▶ EXERCISE: Go through the lines below and copy each one that holds the string "TypeScript".

--- BEGIN WORKING DATA ---

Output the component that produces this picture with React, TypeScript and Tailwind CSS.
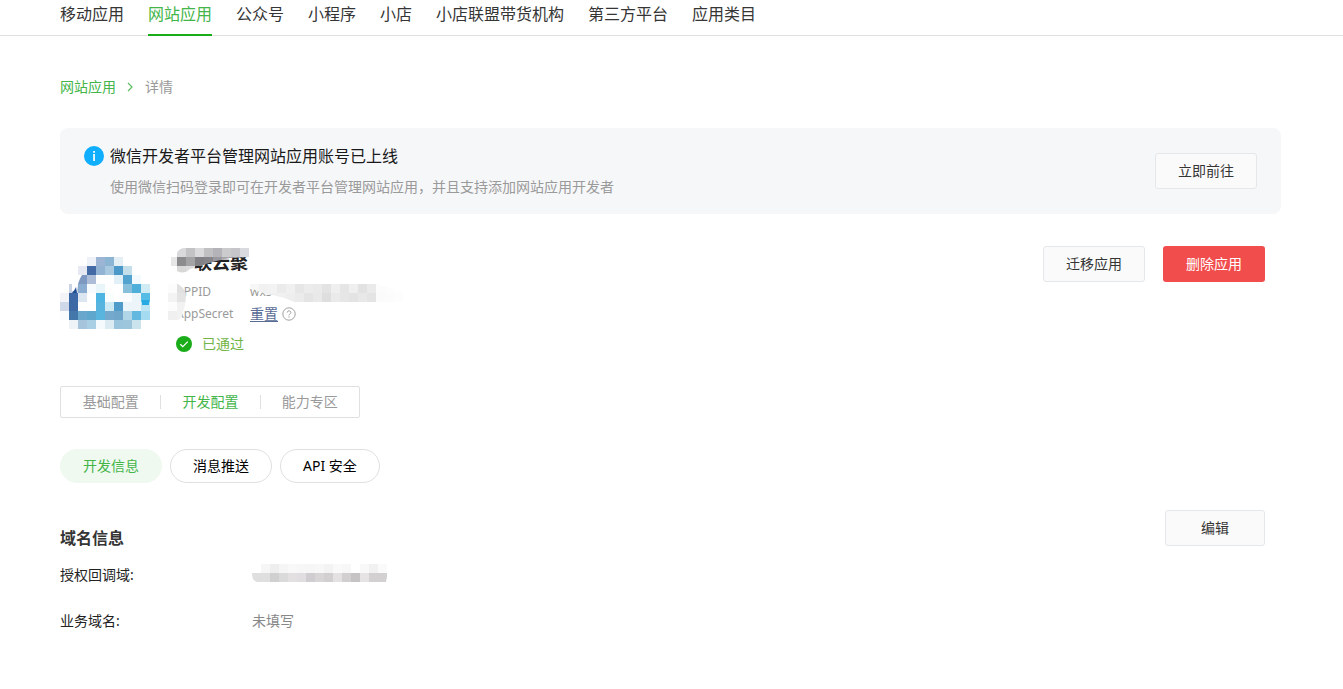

--- END WORKING DATA ---
--- BEGIN WORKING DATA ---

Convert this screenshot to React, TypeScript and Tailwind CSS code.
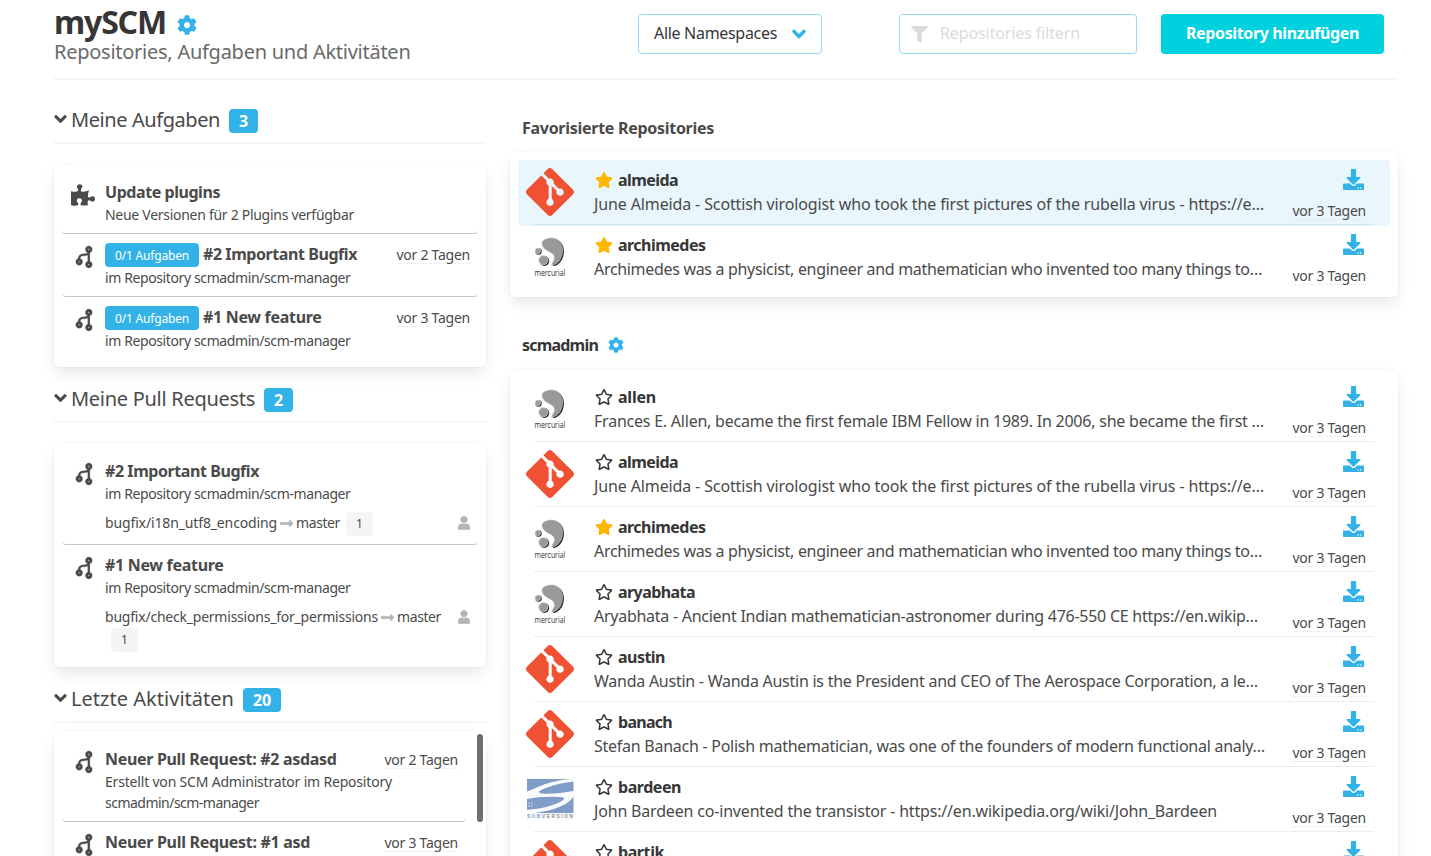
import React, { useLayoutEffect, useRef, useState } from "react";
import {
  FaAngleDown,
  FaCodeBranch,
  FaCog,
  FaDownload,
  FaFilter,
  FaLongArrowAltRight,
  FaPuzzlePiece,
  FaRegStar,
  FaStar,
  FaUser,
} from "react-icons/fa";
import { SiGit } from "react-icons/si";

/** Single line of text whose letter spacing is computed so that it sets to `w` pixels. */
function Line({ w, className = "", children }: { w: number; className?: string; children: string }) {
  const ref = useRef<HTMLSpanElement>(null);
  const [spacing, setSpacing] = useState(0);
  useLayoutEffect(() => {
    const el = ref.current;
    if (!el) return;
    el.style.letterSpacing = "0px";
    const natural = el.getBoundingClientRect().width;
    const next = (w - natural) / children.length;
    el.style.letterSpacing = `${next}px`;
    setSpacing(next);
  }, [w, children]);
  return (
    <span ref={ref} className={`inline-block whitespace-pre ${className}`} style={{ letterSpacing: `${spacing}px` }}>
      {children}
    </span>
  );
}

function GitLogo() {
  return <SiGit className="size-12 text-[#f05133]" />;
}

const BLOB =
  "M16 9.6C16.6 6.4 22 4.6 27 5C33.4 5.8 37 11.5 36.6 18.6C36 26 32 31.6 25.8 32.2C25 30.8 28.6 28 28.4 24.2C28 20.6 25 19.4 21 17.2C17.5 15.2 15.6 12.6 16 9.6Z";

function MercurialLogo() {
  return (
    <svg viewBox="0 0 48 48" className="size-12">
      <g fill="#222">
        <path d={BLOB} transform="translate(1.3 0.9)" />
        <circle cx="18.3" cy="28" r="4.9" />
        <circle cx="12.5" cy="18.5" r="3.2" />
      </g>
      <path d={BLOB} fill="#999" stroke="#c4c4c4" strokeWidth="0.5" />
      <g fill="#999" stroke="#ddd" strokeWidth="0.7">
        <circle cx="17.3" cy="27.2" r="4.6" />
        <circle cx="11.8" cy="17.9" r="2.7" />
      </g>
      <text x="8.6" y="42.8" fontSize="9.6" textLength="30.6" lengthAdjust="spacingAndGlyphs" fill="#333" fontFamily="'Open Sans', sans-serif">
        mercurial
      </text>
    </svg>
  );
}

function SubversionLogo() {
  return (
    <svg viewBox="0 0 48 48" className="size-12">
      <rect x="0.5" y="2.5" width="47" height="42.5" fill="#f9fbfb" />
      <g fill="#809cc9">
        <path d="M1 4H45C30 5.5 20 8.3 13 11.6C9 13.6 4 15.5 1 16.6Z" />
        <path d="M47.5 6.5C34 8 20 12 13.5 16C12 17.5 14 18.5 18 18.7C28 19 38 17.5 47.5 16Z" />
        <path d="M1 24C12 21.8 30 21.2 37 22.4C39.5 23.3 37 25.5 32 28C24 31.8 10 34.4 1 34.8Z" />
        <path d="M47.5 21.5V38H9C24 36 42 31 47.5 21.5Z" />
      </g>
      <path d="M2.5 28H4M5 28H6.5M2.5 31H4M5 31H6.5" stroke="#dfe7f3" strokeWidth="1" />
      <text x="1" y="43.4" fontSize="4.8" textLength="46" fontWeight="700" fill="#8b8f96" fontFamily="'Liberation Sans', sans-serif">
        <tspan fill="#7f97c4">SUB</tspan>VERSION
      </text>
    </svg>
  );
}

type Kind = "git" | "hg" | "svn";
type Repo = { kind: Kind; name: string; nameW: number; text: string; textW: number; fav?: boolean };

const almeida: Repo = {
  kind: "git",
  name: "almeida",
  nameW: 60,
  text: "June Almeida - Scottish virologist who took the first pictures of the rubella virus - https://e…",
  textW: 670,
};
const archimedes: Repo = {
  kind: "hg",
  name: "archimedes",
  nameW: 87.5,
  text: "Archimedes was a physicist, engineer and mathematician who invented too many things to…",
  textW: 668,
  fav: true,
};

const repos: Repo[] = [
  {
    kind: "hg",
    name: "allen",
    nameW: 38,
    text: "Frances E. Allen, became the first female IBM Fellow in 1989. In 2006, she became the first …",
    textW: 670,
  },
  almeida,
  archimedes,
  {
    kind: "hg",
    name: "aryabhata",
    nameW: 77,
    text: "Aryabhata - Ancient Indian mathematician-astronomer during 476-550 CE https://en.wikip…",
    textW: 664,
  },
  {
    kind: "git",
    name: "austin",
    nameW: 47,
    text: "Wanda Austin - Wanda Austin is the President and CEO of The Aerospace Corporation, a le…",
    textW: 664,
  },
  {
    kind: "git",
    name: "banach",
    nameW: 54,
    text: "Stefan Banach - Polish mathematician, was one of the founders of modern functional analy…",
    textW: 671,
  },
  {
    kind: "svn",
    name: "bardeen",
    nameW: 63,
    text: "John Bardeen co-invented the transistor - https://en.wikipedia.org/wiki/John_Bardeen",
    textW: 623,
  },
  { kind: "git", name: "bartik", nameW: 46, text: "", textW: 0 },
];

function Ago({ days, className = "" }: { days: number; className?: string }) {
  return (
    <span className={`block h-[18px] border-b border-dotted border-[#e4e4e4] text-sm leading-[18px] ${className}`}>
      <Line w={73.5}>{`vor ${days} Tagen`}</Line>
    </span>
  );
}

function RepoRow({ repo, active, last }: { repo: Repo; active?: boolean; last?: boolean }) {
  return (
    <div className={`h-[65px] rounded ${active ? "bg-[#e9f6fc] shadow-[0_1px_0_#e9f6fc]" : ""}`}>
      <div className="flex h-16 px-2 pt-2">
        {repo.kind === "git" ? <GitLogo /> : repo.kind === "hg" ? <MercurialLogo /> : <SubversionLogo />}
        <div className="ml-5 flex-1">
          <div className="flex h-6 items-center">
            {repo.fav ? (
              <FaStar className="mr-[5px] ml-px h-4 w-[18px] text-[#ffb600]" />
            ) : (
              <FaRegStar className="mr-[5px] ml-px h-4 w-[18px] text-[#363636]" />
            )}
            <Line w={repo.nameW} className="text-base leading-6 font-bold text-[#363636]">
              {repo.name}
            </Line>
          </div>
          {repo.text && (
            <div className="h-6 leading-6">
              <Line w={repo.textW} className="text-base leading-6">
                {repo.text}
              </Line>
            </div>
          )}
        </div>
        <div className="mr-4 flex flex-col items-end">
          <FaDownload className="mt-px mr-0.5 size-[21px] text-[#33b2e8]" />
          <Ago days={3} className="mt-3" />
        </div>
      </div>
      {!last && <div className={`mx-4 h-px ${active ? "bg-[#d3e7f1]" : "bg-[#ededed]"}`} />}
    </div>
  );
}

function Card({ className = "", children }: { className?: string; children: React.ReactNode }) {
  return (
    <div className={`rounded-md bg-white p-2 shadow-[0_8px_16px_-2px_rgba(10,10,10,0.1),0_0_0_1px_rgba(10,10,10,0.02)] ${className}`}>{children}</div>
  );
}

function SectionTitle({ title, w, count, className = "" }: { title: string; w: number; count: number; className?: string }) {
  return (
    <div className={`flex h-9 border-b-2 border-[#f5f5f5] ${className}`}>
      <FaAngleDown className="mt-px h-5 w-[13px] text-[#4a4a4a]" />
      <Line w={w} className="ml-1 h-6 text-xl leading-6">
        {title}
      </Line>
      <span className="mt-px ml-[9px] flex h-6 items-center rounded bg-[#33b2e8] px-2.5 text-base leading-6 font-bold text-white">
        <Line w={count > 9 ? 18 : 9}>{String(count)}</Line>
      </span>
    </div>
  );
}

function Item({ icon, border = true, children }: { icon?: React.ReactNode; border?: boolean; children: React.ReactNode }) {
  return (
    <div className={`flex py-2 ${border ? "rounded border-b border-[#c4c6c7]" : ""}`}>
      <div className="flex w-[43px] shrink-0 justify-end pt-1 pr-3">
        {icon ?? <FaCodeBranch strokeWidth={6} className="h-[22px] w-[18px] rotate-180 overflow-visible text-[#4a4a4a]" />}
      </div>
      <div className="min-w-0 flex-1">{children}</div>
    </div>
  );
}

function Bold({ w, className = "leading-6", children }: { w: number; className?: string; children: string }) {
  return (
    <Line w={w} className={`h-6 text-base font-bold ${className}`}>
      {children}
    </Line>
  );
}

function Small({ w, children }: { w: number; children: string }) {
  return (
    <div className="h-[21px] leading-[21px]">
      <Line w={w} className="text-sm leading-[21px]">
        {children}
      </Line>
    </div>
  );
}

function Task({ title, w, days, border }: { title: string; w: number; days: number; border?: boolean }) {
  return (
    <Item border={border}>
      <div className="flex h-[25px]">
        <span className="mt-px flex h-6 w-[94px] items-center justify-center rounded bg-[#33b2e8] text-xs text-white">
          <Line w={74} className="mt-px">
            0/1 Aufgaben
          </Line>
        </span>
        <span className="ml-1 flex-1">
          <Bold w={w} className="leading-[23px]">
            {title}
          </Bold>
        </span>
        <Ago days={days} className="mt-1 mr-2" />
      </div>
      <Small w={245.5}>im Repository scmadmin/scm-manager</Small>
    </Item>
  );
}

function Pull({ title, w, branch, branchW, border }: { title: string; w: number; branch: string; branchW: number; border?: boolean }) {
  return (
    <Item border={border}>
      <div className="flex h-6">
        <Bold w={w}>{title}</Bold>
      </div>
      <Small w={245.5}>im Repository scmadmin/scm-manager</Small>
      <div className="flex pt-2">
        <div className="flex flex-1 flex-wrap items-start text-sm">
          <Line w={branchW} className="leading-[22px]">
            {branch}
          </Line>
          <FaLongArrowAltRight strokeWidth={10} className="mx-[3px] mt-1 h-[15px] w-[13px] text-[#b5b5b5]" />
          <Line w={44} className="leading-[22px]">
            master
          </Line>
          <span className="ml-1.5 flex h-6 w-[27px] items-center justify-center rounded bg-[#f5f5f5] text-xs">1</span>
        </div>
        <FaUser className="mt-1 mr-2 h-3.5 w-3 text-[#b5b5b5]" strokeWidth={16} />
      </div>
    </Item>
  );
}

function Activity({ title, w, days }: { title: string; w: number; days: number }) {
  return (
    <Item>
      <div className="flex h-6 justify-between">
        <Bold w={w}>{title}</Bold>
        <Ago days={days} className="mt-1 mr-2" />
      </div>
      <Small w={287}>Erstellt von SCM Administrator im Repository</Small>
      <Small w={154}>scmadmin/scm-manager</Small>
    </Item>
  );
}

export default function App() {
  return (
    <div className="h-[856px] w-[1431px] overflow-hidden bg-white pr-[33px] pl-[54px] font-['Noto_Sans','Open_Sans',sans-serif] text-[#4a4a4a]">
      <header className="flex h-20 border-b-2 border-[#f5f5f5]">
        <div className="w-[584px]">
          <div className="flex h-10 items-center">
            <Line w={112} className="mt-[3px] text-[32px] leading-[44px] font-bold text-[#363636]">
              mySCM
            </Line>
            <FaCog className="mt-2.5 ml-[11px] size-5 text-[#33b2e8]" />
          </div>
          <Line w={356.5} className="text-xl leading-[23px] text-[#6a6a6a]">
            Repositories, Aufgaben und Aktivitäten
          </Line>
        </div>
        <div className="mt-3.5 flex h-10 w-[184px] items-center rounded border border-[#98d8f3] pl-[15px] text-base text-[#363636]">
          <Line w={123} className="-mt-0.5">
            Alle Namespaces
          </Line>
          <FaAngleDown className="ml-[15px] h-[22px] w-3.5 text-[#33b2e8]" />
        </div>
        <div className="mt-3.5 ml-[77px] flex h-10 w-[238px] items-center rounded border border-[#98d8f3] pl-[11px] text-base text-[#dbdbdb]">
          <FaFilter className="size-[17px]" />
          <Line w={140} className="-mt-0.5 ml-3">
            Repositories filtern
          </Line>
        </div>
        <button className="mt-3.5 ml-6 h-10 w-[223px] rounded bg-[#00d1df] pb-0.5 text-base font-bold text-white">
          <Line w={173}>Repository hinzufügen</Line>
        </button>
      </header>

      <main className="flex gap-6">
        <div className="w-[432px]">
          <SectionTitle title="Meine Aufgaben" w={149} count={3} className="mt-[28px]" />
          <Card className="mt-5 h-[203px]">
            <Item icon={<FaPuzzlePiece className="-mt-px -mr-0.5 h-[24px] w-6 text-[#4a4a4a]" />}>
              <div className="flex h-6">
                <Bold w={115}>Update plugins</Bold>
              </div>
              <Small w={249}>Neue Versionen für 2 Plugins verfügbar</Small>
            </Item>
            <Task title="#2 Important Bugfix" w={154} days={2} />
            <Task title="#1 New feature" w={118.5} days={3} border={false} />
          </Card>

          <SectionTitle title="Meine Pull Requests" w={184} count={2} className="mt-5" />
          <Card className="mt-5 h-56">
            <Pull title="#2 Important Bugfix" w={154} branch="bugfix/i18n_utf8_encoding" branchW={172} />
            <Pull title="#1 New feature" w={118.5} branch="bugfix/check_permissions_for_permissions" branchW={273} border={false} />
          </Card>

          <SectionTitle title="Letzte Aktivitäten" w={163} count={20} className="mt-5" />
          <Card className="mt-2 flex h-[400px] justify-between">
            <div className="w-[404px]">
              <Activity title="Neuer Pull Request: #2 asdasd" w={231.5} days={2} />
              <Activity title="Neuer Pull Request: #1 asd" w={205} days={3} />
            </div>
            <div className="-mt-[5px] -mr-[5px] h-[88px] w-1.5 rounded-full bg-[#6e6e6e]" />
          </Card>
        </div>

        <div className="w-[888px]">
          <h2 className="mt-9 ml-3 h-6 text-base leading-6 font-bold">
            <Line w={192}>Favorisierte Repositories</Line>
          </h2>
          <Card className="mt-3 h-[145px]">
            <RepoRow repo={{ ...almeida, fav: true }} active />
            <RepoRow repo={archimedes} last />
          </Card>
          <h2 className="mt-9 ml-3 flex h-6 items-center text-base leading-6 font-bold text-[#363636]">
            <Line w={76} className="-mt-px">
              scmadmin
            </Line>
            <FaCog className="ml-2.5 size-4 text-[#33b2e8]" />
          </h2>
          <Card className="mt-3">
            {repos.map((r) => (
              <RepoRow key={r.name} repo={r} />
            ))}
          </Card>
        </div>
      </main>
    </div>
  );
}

--- END WORKING DATA ---

▶ RESULT:
Output the component that produces this picture with React, TypeScript and Tailwind CSS.
Convert this screenshot to React, TypeScript and Tailwind CSS code.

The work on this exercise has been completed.